In four lectures, Professor Simon Thurley considers the interaction of art, architecture and power in sixteenth and seventeenth-century Britain. He asks why monarchs and aristocrats collected what we now call art and how it fitted into their world picture. He investigates the relationships between artists, architects and their patrons within the power politics of the age.Tudor England was a dangerous place for the wealthy and powerful. Art and architecture was a sign of connoisseurship but also political ambition. The cultural ambitions of the Tudor elite open a window into contemporary attitudes to religion, international relations and politics and illuminate the rise and fall of the century's great patrons.

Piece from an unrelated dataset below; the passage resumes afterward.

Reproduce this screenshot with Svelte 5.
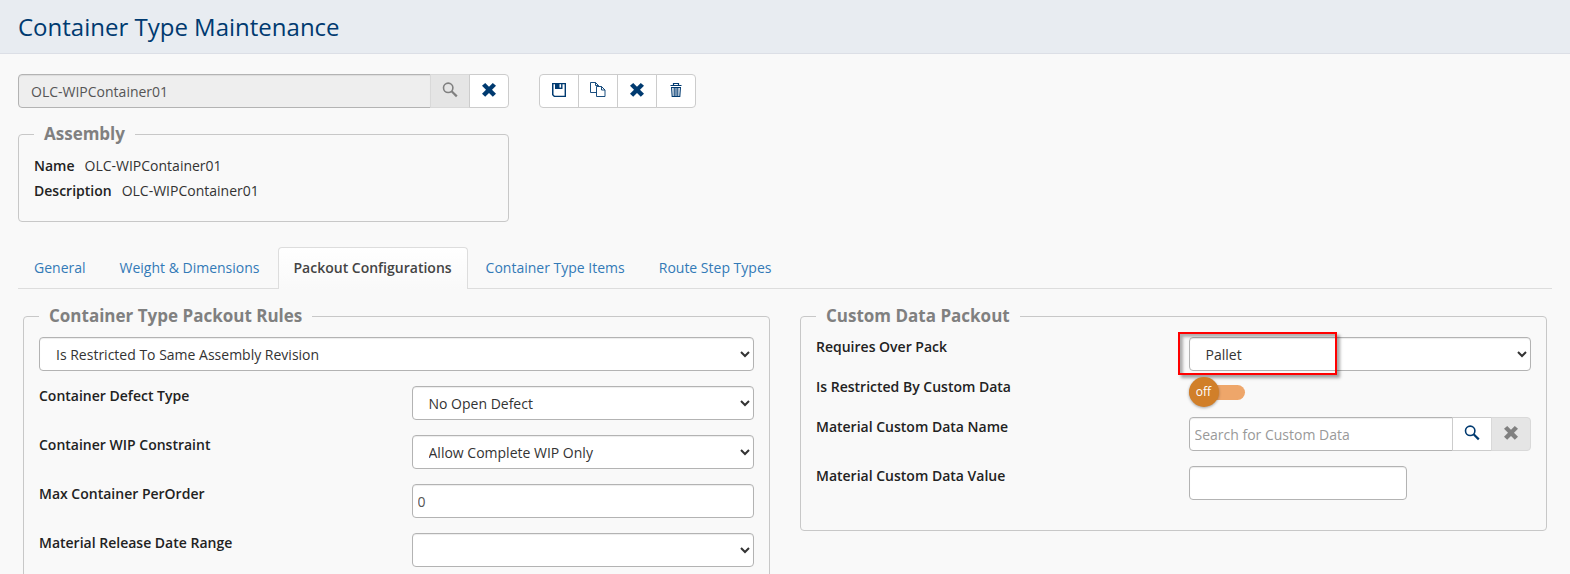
<script>
  let containerType = $state('OLC-WIPContainer01');
  let customDataName = $state('');
  let customDataValue = $state('');
  let maxPerOrder = $state('0');
  let restrictedByCustomData = $state(false);
  let activeTab = $state('Packout Configurations');

  const tabs = [
    'General',
    'Weight & Dimensions',
    'Packout Configurations',
    'Container Type Items',
    'Route Step Types'
  ];
</script>

{#snippet cross()}
  <svg class="icon" viewBox="0 0 16 16" aria-hidden="true">
    <path d="M4.200 1 8 4.800 11.800 1 15 3.800 11 7.800l4 4-3.200 2.900L8 10.900l-3.800 3.800L1 11.800l4-4-4-4z" fill="currentColor" />
  </svg>
{/snippet}

{#snippet magnifier()}
  <svg class="icon" viewBox="0 0 16 16" aria-hidden="true">
    <circle cx="6.200" cy="5.800" r="4.700" fill="none" stroke="currentColor" stroke-width="1.600" />
    <path d="m9.600 9.200 5.200 5.200" stroke="currentColor" stroke-width="2.200" fill="none" />
  </svg>
{/snippet}

<header>
  <h1>Container Type Maintenance</h1>
</header>

<main>
  <div class="toolbar">
    <div class="group lookup">
      <input aria-label="Container type" bind:value={containerType} disabled />
      <button type="button" aria-label="Search" disabled>{@render magnifier()}</button>
      <button type="button" aria-label="Clear">{@render cross()}</button>
    </div>
    <div class="group">
      <button type="button" aria-label="Save">
        <svg class="icon" viewBox="0 0 16 16" aria-hidden="true">
          <path d="M1 1h14v14H3L1 13zM2.500 2.200v10.200l1.200 1.300h9.900V2.200z" fill="currentColor" fill-rule="evenodd" />
          <path d="M4 1.500h7.500V7H4z" fill="currentColor" />
          <path d="M8.500 2.200h1.600v3.400H8.500z" fill="#fff" />
        </svg>
      </button>
      <button type="button" aria-label="Copy">
        <svg class="icon" viewBox="0 0 16 16" fill="none" stroke="currentColor" stroke-width="0.900" aria-hidden="true">
          <path d="M6.500 10.500h-6v-10h5l3 3v1M5.500.500v3h3" />
          <path d="M6.500 4.500h5l3.500 3.500v6.500H6.500zM11.500 4.500V8H15" />
        </svg>
      </button>
      <button type="button" aria-label="Cancel">{@render cross()}</button>
      <button type="button" aria-label="Delete">
        <svg class="icon" viewBox="0 0 16 16" fill="none" stroke="currentColor" aria-hidden="true">
          <path d="M5.500 3V1.500h5V3M2.500 3.500h11" stroke-width="1.200" />
          <path d="M3 5.500h10M3.600 6l.6 8.500h7.600l.6-8.500M6.200 6v8M8 6v8M9.800 6v8" stroke-width="1.100" />
        </svg>
      </button>
    </div>
  </div>

  <fieldset class="assembly">
    <legend>Assembly</legend>
    <dl>
      <div><dt>Name</dt><dd>OLC-WIPContainer01</dd></div>
      <div><dt>Description</dt><dd>OLC-WIPContainer01</dd></div>
    </dl>
  </fieldset>

  <nav>
    {#each tabs as tab}
      <a
        href="#tab"
        class:active={tab === activeTab}
        onclick={(e) => {
          e.preventDefault();
          activeTab = tab;
        }}>{tab}</a>
    {/each}
  </nav>

  <div class="panels">
    <fieldset>
      <legend>Container Type Packout Rules</legend>
      <div class="rows">
        <select aria-label="Restriction">
          <option>Is Restricted To Same Assembly Revision</option>
        </select>
        <div class="row">
          <label for="defect">Container Defect Type</label>
          <select id="defect"><option>No Open Defect</option></select>
        </div>
        <div class="row">
          <label for="wip">Container WIP Constraint</label>
          <select id="wip"><option>Allow Complete WIP Only</option></select>
        </div>
        <div class="row">
          <label for="max">Max Container PerOrder</label>
          <input id="max" bind:value={maxPerOrder} />
        </div>
        <div class="row">
          <label for="range">Material Release Date Range</label>
          <select id="range"><option></option></select>
        </div>
      </div>
    </fieldset>

    <fieldset>
      <legend>Custom Data Packout</legend>
      <div class="row tight">
        <label for="overpack">Requires Over Pack</label>
        <div class="marked">
          <select id="overpack"><option>Pallet</option></select>
          <span class="marker"></span>
        </div>
      </div>
      <div class="row tight">
        <label for="restricted">Is Restricted By Custom Data</label>
        <div class="switch">
          <input type="checkbox" id="restricted" bind:checked={restrictedByCustomData} />
          <span class="track"></span>
          <span class="knob" class:on={restrictedByCustomData}>{restrictedByCustomData ? 'on' : 'off'}</span>
        </div>
      </div>
      <div class="rows">
        <div class="row">
          <label for="dataname">Material Custom Data Name</label>
          <div class="group">
            <input id="dataname" placeholder="Search for Custom Data" bind:value={customDataName} />
            <button type="button" aria-label="Search custom data">{@render magnifier()}</button>
            <button type="button" aria-label="Clear custom data" disabled>{@render cross()}</button>
          </div>
        </div>
        <div class="row">
          <label for="datavalue">Material Custom Data Value</label>
          <input id="datavalue" class="short" bind:value={customDataValue} />
        </div>
      </div>
    </fieldset>
  </div>
</main>

<style>
  :global(body) {
    background: #f9f9f9;
    color: #222;
    font: 14px/20px 'Open Sans', sans-serif;
    overflow: hidden;
  }
  :global(*) {
    box-sizing: border-box;
  }
  header {
    padding: 8px 18px;
    background: #e8ecf1;
    border-bottom: 1px solid #dcdfe6;
  }
  h1 {
    margin: 0;
    color: #003a70;
    font-size: 24px;
    font-weight: 400;
    line-height: 37px;
  }
  main {
    padding: 20px 18px 0;
  }
  .toolbar {
    display: flex;
    gap: 30px;
  }
  .lookup,
  .assembly {
    width: 32%;
  }
  .group {
    display: flex;
  }
  input,
  select {
    width: 100%;
    min-width: 0;
    height: 34px;
    border: 1px solid #b3b3b3;
    border-radius: 4px;
    background-color: #fff;
    color: #555;
    font: inherit;
    box-shadow: inset 0 1px 1px rgba(0, 0, 0, 0.075);
  }
  input {
    padding: 1px 5px 0;
  }
  select {
    padding: 1px 0 0 12px;
    color: #333;
  }
  input::placeholder {
    color: #999;
  }
  .group input {
    flex: 1;
    border-radius: 4px 0 0 4px;
  }
  .lookup input {
    padding-left: 12px;
    background-color: #eee;
    color: #555;
  }
  button {
    display: flex;
    flex: none;
    justify-content: center;
    width: 40px;
    height: 34px;
    padding: 7px 0 0;
    border: 1px solid #ccc;
    background: #fff;
    color: #003a70;
  }
  button:not(:first-child) {
    margin-left: -1px;
  }
  button:first-child {
    border-radius: 4px 0 0 4px;
  }
  button:last-child {
    border-radius: 0 4px 4px 0;
  }
  button:disabled {
    background: #e5e5e5;
    border-color: #d9d9d9;
    color: #808080;
  }
  .icon {
    width: 16px;
    height: 16px;
  }
  fieldset {
    min-width: 0;
    margin: 0;
    padding: 0 15px 30px;
    border: 1px solid #c8c8c8;
    border-radius: 4px;
  }
  legend {
    padding: 0 10px;
    color: #808080;
    font-size: 17px;
    font-weight: 700;
    line-height: 24px;
  }
  .assembly {
    margin-top: 14px;
    padding-bottom: 15px;
  }
  dl {
    margin: 10px 0 0;
  }
  dl div {
    display: flex;
    gap: 10px;
    padding-bottom: 5px;
  }
  dt,
  label {
    font-weight: 600;
  }
  dd {
    margin: 0;
    color: #333;
  }
  nav {
    display: flex;
    gap: 2px;
    margin-top: 25px;
    border-bottom: 1px solid #ddd;
  }
  nav a {
    margin-bottom: -1px;
    padding: 10px 15px 11px;
    border: 1px solid transparent;
    border-bottom: 0;
    border-radius: 4px 4px 0 0;
    color: #337ab7;
    text-decoration: none;
  }
  nav a.active {
    border-color: #ddd;
    background: linear-gradient(#fff, #f9f9f9);
    color: #444;
    font-weight: 600;
  }
  .panels {
    display: grid;
    grid-template-columns: 1fr 1fr;
    gap: 30px;
    align-items: start;
    padding: 15px 5px 0;
  }
  .panels > fieldset {
    padding-top: 9px;
  }
  .rows {
    display: grid;
    gap: 15px;
  }
  .row {
    display: grid;
    grid-template-columns: 1fr 1fr;
    gap: 30px;
    align-items: start;
  }
  .tight {
    height: 40px;
  }
  .short {
    width: 218px;
  }
  .marked,
  .switch {
    position: relative;
  }
  .marker {
    position: absolute;
    top: -5px;
    left: -11px;
    width: 159px;
    height: 43px;
    border: 2px solid #f00;
    box-shadow: 3px 3px 3px rgba(0, 0, 0, 0.35), inset 3px 3px 3px rgba(0, 0, 0, 0.3);
    pointer-events: none;
  }
  .switch {
    display: flex;
    align-items: center;
    width: 56px;
    height: 30px;
  }
  .switch input {
    position: absolute;
    inset: 0;
    height: 30px;
    margin: 0;
    opacity: 0;
  }
  .track {
    flex: 1;
    height: 15px;
    border-radius: 8px;
    background: #eea66a;
  }
  .knob {
    position: absolute;
    left: 0;
    width: 30px;
    height: 30px;
    border-radius: 50%;
    background: #d17f29;
    box-shadow: 0 1px 3px rgba(0, 0, 0, 0.35);
    color: #fff;
    font-size: 12px;
    line-height: 29px;
    text-align: center;
    pointer-events: none;
  }
  .knob.on {
    left: 26px;
  }
</style>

The Stuart age saw a much more systematic approach to the elite patronage of art and architecture. Collectors and connoisseurs were more aware of the effect of their activities and the audiences for them. An integral part of the tumultuous political events of the century is the cultural ambition of the principal players.

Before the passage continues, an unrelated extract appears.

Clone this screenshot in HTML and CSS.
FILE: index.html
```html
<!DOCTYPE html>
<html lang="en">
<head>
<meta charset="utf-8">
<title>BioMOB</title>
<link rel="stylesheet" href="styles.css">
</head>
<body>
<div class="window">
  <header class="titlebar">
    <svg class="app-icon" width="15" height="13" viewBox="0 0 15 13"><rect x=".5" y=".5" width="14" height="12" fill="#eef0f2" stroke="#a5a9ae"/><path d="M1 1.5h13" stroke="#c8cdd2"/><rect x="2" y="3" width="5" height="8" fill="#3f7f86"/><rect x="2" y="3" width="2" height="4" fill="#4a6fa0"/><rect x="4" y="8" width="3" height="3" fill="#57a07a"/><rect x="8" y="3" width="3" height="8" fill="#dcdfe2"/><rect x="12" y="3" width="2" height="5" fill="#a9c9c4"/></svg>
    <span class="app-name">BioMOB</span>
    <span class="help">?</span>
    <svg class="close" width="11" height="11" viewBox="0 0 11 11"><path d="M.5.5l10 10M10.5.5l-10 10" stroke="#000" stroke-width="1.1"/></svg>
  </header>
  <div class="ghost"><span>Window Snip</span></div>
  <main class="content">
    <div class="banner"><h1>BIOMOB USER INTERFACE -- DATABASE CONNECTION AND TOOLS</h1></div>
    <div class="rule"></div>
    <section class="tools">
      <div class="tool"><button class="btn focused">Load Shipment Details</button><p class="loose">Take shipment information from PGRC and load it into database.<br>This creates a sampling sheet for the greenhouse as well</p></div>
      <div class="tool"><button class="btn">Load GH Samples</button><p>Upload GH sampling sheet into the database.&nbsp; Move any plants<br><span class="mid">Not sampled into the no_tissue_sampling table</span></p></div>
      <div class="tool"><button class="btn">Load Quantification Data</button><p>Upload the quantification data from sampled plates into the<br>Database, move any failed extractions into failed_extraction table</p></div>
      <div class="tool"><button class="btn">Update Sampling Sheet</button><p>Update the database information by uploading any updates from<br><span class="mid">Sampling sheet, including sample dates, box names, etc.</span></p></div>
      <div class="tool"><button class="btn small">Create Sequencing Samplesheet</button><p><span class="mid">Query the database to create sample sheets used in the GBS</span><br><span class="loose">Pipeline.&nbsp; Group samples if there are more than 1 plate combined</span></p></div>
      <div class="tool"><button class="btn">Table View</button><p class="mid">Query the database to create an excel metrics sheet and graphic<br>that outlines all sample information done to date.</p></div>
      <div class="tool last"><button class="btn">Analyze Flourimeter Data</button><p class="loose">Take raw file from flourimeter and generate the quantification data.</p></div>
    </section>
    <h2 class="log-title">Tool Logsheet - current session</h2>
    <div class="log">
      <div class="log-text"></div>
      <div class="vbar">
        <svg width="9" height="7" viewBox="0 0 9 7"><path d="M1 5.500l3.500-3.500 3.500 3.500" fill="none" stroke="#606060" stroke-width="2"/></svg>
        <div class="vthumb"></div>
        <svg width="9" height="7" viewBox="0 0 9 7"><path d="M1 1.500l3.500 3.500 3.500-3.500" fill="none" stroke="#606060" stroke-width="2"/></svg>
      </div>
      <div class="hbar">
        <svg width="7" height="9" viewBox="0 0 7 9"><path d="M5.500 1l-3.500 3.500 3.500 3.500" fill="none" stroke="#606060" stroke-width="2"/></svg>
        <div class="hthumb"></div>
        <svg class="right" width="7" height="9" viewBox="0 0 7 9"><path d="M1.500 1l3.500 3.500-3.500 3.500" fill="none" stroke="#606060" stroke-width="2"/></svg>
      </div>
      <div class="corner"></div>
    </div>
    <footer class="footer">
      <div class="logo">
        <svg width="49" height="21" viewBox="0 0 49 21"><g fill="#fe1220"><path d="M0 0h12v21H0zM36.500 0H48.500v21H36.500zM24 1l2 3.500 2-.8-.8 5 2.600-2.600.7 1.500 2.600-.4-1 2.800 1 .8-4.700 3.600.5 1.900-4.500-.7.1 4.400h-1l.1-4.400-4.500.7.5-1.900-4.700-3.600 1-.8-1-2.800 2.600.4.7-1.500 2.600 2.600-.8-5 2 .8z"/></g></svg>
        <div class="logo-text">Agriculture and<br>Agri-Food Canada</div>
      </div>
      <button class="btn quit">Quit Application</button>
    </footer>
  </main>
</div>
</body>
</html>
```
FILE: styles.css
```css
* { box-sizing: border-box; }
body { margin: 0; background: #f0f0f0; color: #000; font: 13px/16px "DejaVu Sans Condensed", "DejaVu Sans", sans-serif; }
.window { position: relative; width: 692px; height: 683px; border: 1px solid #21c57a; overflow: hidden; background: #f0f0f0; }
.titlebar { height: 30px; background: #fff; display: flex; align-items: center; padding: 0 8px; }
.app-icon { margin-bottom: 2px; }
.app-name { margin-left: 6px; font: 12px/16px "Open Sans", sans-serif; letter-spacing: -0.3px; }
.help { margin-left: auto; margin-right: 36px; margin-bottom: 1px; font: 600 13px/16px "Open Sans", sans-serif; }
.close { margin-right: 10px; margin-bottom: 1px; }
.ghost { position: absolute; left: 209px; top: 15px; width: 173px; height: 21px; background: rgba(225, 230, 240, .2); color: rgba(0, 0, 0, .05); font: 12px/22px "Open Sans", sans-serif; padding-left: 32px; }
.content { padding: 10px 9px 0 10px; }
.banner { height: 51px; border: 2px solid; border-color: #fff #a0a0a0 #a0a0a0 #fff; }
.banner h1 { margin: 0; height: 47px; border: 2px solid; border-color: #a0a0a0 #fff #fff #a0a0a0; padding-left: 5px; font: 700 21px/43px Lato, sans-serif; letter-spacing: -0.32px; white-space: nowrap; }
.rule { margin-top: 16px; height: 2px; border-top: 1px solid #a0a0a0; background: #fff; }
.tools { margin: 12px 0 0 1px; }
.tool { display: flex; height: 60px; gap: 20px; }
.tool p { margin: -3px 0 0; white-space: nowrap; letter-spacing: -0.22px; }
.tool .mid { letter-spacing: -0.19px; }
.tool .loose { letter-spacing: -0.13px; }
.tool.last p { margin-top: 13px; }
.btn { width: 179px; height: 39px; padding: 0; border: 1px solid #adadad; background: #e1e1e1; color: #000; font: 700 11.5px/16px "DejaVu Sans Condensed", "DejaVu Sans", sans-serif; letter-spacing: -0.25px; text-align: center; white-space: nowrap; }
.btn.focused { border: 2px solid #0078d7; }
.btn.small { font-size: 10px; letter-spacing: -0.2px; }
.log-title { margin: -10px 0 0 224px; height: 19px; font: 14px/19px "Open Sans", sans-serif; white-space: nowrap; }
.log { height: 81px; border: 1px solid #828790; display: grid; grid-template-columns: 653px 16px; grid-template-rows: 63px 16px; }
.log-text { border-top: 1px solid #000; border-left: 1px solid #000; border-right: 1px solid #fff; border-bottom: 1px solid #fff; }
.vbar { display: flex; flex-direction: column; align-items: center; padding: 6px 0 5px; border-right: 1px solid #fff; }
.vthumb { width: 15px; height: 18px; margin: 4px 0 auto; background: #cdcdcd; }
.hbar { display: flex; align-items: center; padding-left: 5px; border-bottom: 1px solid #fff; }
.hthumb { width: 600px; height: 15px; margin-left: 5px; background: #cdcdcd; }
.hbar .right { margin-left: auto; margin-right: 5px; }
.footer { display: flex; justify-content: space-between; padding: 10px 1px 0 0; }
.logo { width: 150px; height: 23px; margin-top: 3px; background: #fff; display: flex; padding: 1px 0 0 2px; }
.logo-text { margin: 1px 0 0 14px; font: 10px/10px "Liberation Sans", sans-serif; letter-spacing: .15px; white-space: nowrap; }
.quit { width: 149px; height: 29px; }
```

The English Aristocracy is often seen as a rural elite concentrating their patronage of art and architecture in the countryside. Professor Thurley questions this view and shows how from the sixteenth-century aristocratic families deployed their collections and commissioned their buildings in both town and country in order to further their political and dynastic ambitions.
Finally, Professor Thurley considers Britain's unique cultural development and how the changing balance of power and wealth between the aristocracy and the monarchy from the sixteenth to the nineteenth century has fundamentally influenced today's national cultural landscape of art and architecture.